Help_me_please - rather than going by a rather naff commentary of a performance, you can replicate one yourself. Just sit down, where you’d normally listen to music, and listen. For nearly five minutes. (But don’t time it.)

The piece (as described via Interrobang!?) is not 4 minutes and 33 seconds of silence in an anechoic chamber, or a recording with the mike input dead ended, it’s an open air concert piece in front of an audience and contains a lot of low level ambient background sounds a (which is sort of the point). If a mike was capable of picking these sounds up in a recording is it really going to be that much more compressible than music or conversation?

Yes, because it’s got far less dynamic range.
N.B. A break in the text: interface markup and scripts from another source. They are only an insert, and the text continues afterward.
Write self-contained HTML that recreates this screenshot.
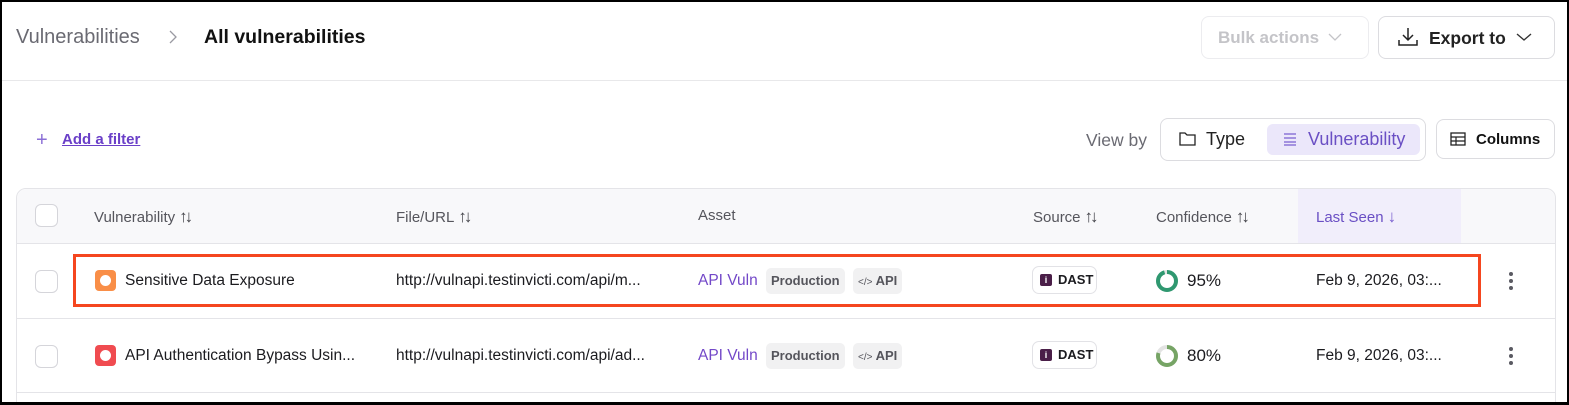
<!DOCTYPE html>
<html><head><style>
*{box-sizing:border-box;margin:0;padding:0}
html,body{width:1569px;height:405px;overflow:hidden}
body{background:#fff;font-family:"Liberation Sans",sans-serif;position:relative;color:#1b1b1f}
.a{position:absolute;white-space:nowrap}
.btn{position:absolute;border:1px solid #dcdce0;border-radius:8px;background:#fff}
.th{position:absolute;top:207px;font-size:15px;color:#55555c}
.th s{text-decoration:none;font-size:17px;letter-spacing:-3px;margin-left:4px;color:#44444a}
.cell{position:absolute;font-size:15.5px}
.cb{position:absolute;left:35px;width:23px;height:23px;border:1px solid #d5d5da;border-radius:6px;background:#fff}
.tag{position:absolute;height:26px;border-radius:5px;background:#f1f1f2;font-size:13px;font-weight:bold;color:#55555c;line-height:26px;padding:0 5px}
.dast{position:absolute;left:1032px;width:65px;height:28px;border:1px solid #e2e2e6;border-radius:7px;font-size:13px;font-weight:bold;line-height:26px;padding-left:25px}
.dast i{position:absolute;left:7px;top:7px;width:12px;height:12px;background:#4a1e48;border-radius:2px;color:#fff;font-size:9px;font-style:normal;text-align:center;line-height:12px}
.dots{position:absolute;left:1509px;width:4px}
.dots b{display:block;width:4px;height:4px;border-radius:2px;background:#5a5a62;margin-bottom:3px}
</style></head><body>
<div class="a" style="left:16px;top:26px;font-size:20px;color:#6a6a72">Vulnerabilities</div>
<svg class="a" style="left:168px;top:30px" width="10" height="14"><path d="M2 1l6 6-6 6" stroke="#9a9aa2" fill="none" stroke-width="1.3"/></svg>
<div class="a" style="left:204px;top:26px;font-size:19.5px;font-weight:bold;color:#111">All vulnerabilities</div>
<div class="btn" style="left:1201px;top:16px;width:168px;height:43px;border-color:#ececef"></div>
<div class="a" style="left:1218px;top:28px;font-size:17px;font-weight:bold;color:#c4c4c8">Bulk actions</div>
<svg class="a" style="left:1328px;top:32px" width="14" height="10"><path d="M1 2l6 6 6-6" stroke="#c4c4c8" fill="none" stroke-width="1.3"/></svg>
<div class="btn" style="left:1378px;top:16px;width:177px;height:43px"></div>
<svg class="a" style="left:1397px;top:26px" width="22" height="22"><path d="M11 2v12M6 9l5 5 5-5M2 14v5h18v-5" stroke="#222" fill="none" stroke-width="1.5"/></svg>
<div class="a" style="left:1429px;top:28px;font-size:17.5px;font-weight:bold;color:#222">Export to</div>
<svg class="a" style="left:1516px;top:32px" width="16" height="10"><path d="M1 2l7 6 7-6" stroke="#333" fill="none" stroke-width="1.4"/></svg>
<div class="a" style="left:0;top:80px;width:1569px;height:1px;background:#e8e8ea"></div>

<div class="a" style="left:36px;top:129px;font-size:20px;color:#8b6fd6">+</div>
<div class="a" style="left:62px;top:131px;font-size:15px;font-weight:bold;color:#6a3fc8;text-decoration:underline">Add a filter</div>
<div class="a" style="left:1086px;top:130px;font-size:17.5px;color:#6a6a72">View by</div>
<div class="btn" style="left:1160px;top:118px;width:266px;height:43px"></div>
<svg class="a" style="left:1179px;top:131px" width="17" height="15"><path d="M1 2h5l2 2h8v10H1z" stroke="#222" fill="none" stroke-width="1.3"/></svg>
<div class="a" style="left:1206px;top:129px;font-size:18px;color:#222">Type</div>
<div class="a" style="left:1267px;top:124px;width:153px;height:31px;background:#ebe7fa;border-radius:6px"></div>
<svg class="a" style="left:1283px;top:132px" width="14" height="14"><path d="M1 2h12M1 6h12M1 10h12M1 13h12" stroke="#7a5fd0" fill="none" stroke-width="1.3"/></svg>
<div class="a" style="left:1308px;top:129px;font-size:18px;color:#6a4fc4">Vulnerability</div>
<div class="btn" style="left:1436px;top:119px;width:119px;height:40px"></div>
<svg class="a" style="left:1450px;top:132px" width="16" height="14"><rect x="1" y="1" width="14" height="12" fill="none" stroke="#222" stroke-width="1.3"/><path d="M1 5h14M1 9h14M6 5v8" stroke="#222" stroke-width="1.2"/></svg>
<div class="a" style="left:1476px;top:131px;font-size:15px;font-weight:bold;color:#111">Columns</div>

<div class="a" style="left:16px;top:188px;width:1540px;height:230px;border:1px solid #e4e4e8;border-radius:10px"></div>
<div class="a" style="left:17px;top:189px;width:1538px;height:54px;background:#f8f8fa;border-radius:10px 10px 0 0"></div>
<div class="a" style="left:1298px;top:189px;width:163px;height:54px;background:#f1eefb"></div>
<div class="a" style="left:17px;top:243px;width:1538px;height:1px;background:#e4e4e8"></div>
<div class="a" style="left:17px;top:318px;width:1538px;height:1px;background:#e4e4e8"></div>
<div class="a" style="left:17px;top:392px;width:1538px;height:1px;background:#e4e4e8"></div>
<div class="cb" style="top:204px"></div>
<div class="th" style="left:94px">Vulnerability<s>↑↓</s></div>
<div class="th" style="left:396px">File/URL<s>↑↓</s></div>
<div class="th" style="left:698px">Asset</div>
<div class="th" style="left:1033px">Source<s>↑↓</s></div>
<div class="th" style="left:1156px">Confidence<s>↑↓</s></div>
<div class="th" style="left:1316px;color:#6a4fc4">Last Seen<s style="color:#7a5fd0">↓</s></div>

<div class="cb" style="top:270px"></div>
<div class="a" style="left:95px;top:270px;width:21px;height:21px;border-radius:4px;background:#f98e47"><div style="margin:5px;width:11px;height:11px;border-radius:50%;background:#fff"></div></div>
<div class="cell" style="left:125px;top:272px">Sensitive Data Exposure</div>
<div class="cell" style="left:396px;top:272px">http://vulnapi.testinvicti.com/api/m...</div>
<div class="cell" style="left:698px;top:272px;color:#7348c8">API Vuln</div>
<div class="tag" style="left:766px;top:268px">Production</div>
<div class="tag" style="left:853px;top:268px"><span style="font-weight:normal;font-size:10px">&lt;/&gt;</span> API</div>
<div class="dast" style="top:266px"><i>i</i>DAST</div>
<svg class="a" style="left:1155px;top:269px" width="24" height="24"><circle cx="12" cy="12" r="9" fill="none" stroke="#e3e3e3" stroke-width="4"/><circle cx="12" cy="12" r="9" fill="none" stroke="#2f9870" stroke-width="4" stroke-dasharray="53.7 56.5" transform="rotate(-90 12 12)"/></svg>
<div class="cell" style="left:1187px;top:271px;font-size:17px">95%</div>
<div class="cell" style="left:1316px;top:272px">Feb 9, 2026, 03:...</div>
<div class="dots" style="top:272px"><b></b><b></b><b></b></div>

<div class="cb" style="top:345px"></div>
<div class="a" style="left:95px;top:345px;width:21px;height:21px;border-radius:4px;background:#f04b50"><div style="margin:5px;width:11px;height:11px;border-radius:50%;background:#fff"></div></div>
<div class="cell" style="left:125px;top:347px">API Authentication Bypass Usin...</div>
<div class="cell" style="left:396px;top:347px">http://vulnapi.testinvicti.com/api/ad...</div>
<div class="cell" style="left:698px;top:347px;color:#7348c8">API Vuln</div>
<div class="tag" style="left:766px;top:343px">Production</div>
<div class="tag" style="left:853px;top:343px"><span style="font-weight:normal;font-size:10px">&lt;/&gt;</span> API</div>
<div class="dast" style="top:341px"><i>i</i>DAST</div>
<svg class="a" style="left:1155px;top:344px" width="24" height="24"><circle cx="12" cy="12" r="9" fill="none" stroke="#e3e3e3" stroke-width="4"/><circle cx="12" cy="12" r="9" fill="none" stroke="#76a465" stroke-width="4" stroke-dasharray="45.2 56.5" transform="rotate(-90 12 12)"/></svg>
<div class="cell" style="left:1187px;top:346px;font-size:17px">80%</div>
<div class="cell" style="left:1316px;top:347px">Feb 9, 2026, 03:...</div>
<div class="dots" style="top:347px"><b></b><b></b><b></b></div>

<div class="a" style="left:73px;top:254px;width:1408px;height:53px;border:3px solid #f5461f"></div>
<div class="a" style="left:0;top:0;width:1569px;height:405px;border:2px solid #000;border-bottom-width:3px"></div>
</body></html>
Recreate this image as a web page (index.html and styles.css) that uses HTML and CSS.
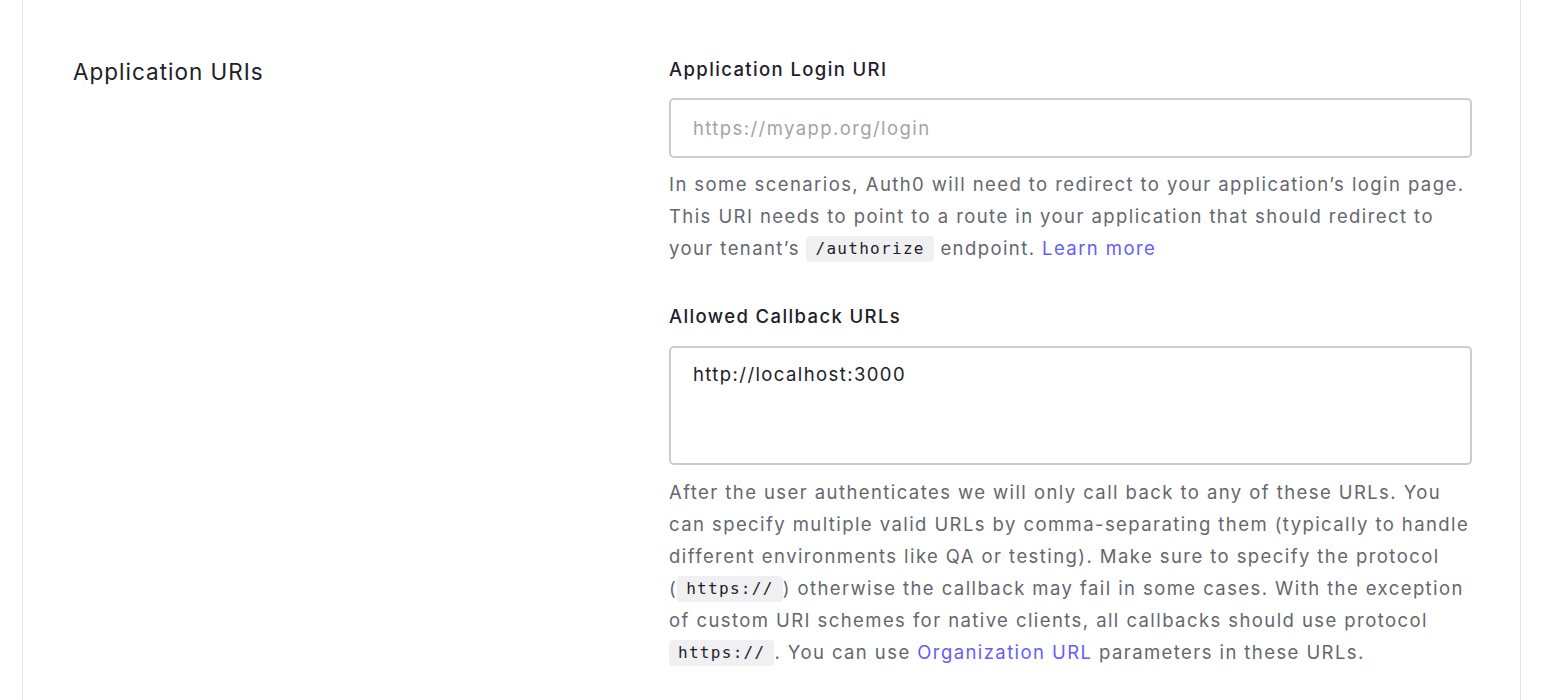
FILE: index.html
```html
<!DOCTYPE html>
<html lang="en">
<head>
<meta charset="utf-8">
<title>Application URIs</title>
<link rel="stylesheet" href="styles.css">
</head>
<body>
<div class="page">
  <section class="card">
    <div class="section-grid">
      <h2 class="section-title">Application URIs</h2>
      <div class="fields">
        <div class="field">
          <label class="field-label" for="login-uri">Application Login URI</label>
          <input id="login-uri" class="text-input" type="text" placeholder="https://myapp.org/login">
          <p class="help">In some scenarios, Auth0 will need to redirect to your application’s login page. This URI needs to point to a route in your application that should redirect to your tenant’s <code class="code">/authorize</code> endpoint. <a class="link" href="#">Learn more</a></p>
        </div>
        <div class="field">
          <label class="field-label" for="callbacks">Allowed Callback URLs</label>
          <textarea id="callbacks" class="text-area">http://localhost:3000</textarea>
          <p class="help">After the user authenticates we will only call back to any of these URLs. You can specify multiple valid URLs by comma-separating them (typically to handle different environments like QA or testing). Make sure to specify the protocol <span class="nowrap">(<code class="code">https://</code>)</span> otherwise the callback may fail in some cases. With the exception of custom URI schemes for native clients, all callbacks should use protocol <span class="nowrap"><code class="code">https://</code>.</span> You can use <a class="link" href="#">Organization URL</a> parameters in these URLs.</p>
        </div>
      </div>
    </div>
  </section>
</div>
</body>
</html>
```

FILE: styles.css
```css
* { box-sizing: border-box; }
html, body {
  margin: 0;
  padding: 0;
  background: #ffffff;
  font-family: Inter, "Noto Sans", sans-serif;
  color: #1e212a;
}
.page {
  padding: 0 29px 0 22px;
}
.card {
  border-left: 1px solid #e3e3e6;
  border-right: 1px solid #e3e3e6;
  background: #ffffff;
  padding: 55px 48px 40px 50px;
  min-height: 700px;
}
.section-grid {
  display: grid;
  grid-template-columns: 596px 1fr;
}
.section-title {
  margin: 1px 0 0 0;
  font-size: 22.5px;
  font-weight: 400;
  line-height: 32px;
  letter-spacing: 1px;
  color: #1e212a;
}
.fields {
  display: flex;
  flex-direction: column;
  gap: 38px;
}
.field {
  display: flex;
  flex-direction: column;
}
.field-label {
  font-size: 18.5px;
  font-weight: 500;
  line-height: 28px;
  letter-spacing: 1.38px;
  color: #1e212a;
  margin-bottom: 15px;
}
.text-input,
.text-area {
  width: 100%;
  border: 2px solid #cbcbd0;
  border-radius: 5px;
  font-family: Inter, "Noto Sans", sans-serif;
  font-size: 18.5px;
  letter-spacing: 1.41px;
  color: #1e212a;
  padding: 0 22px;
  background: #ffffff;
  outline: none;
}
.text-input {
  height: 60px;
}
.text-input::placeholder {
  color: #a3a3a8;
}
.text-area {
  height: 119px;
  margin-top: 1px;
  padding-top: 12px;
  line-height: 28px;
  resize: none;
}
.help {
  margin: 10px 0 0 0;
  font-size: 18.5px;
  line-height: 32px;
  letter-spacing: 1.42px;
  color: #65676e;
}
.text-area + .help {
  margin-top: 11px;
}
.nowrap {
  white-space: nowrap;
}
.code {
  display: inline-block;
  font-family: "DejaVu Sans Mono", "Liberation Mono", monospace;
  font-size: 16px;
  line-height: 18px;
  background: #f0f0f2;
  border-radius: 4px;
  padding: 4px 9px;
  color: #1e212a;
  letter-spacing: 1.3px;
  vertical-align: 1px;
}
.link {
  color: #635dff;
  text-decoration: none;
}
```
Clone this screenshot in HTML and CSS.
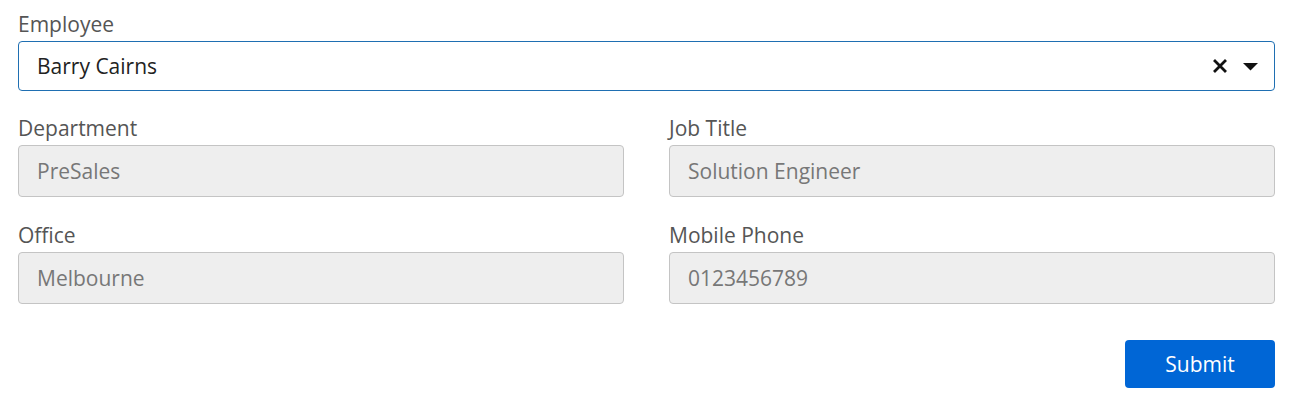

Any sounds you do hear will most likely to be of a low, steady rumble with very little of the high frequencies.

First, that’s not an issue with mp3, as has been mentioned before it’s constant rate encoding.

Second, IME doing field recording, “background noise” covers the audible spectrum pretty evenly. You wouldn’t get a low rumble unless something was making one (motor, etc.) or if the wind was blowing in your mic.

Since most of what happens to get recorded in such a situation will tend to have complex spectra - “noises”, hiss, background rumour, your recording is likely to be less compressible than, say, a guitar piece. The low dynamic range will only offset the amount of information to an extent.

3’44"? Is that the radio version? :wink:

Slightly on-topic: I recorded a variety of cicada sounds when brood x invaded - individual bugs and large groups. The individual calls sounded OK after being converted to MP3, but the group call sounded terrible. A nice humming drone was turned into plain old noise. It surprised me, because it seemed to me that the drone had a tonal quality to it and I don’t understand why the MP3 conversion program discarded that.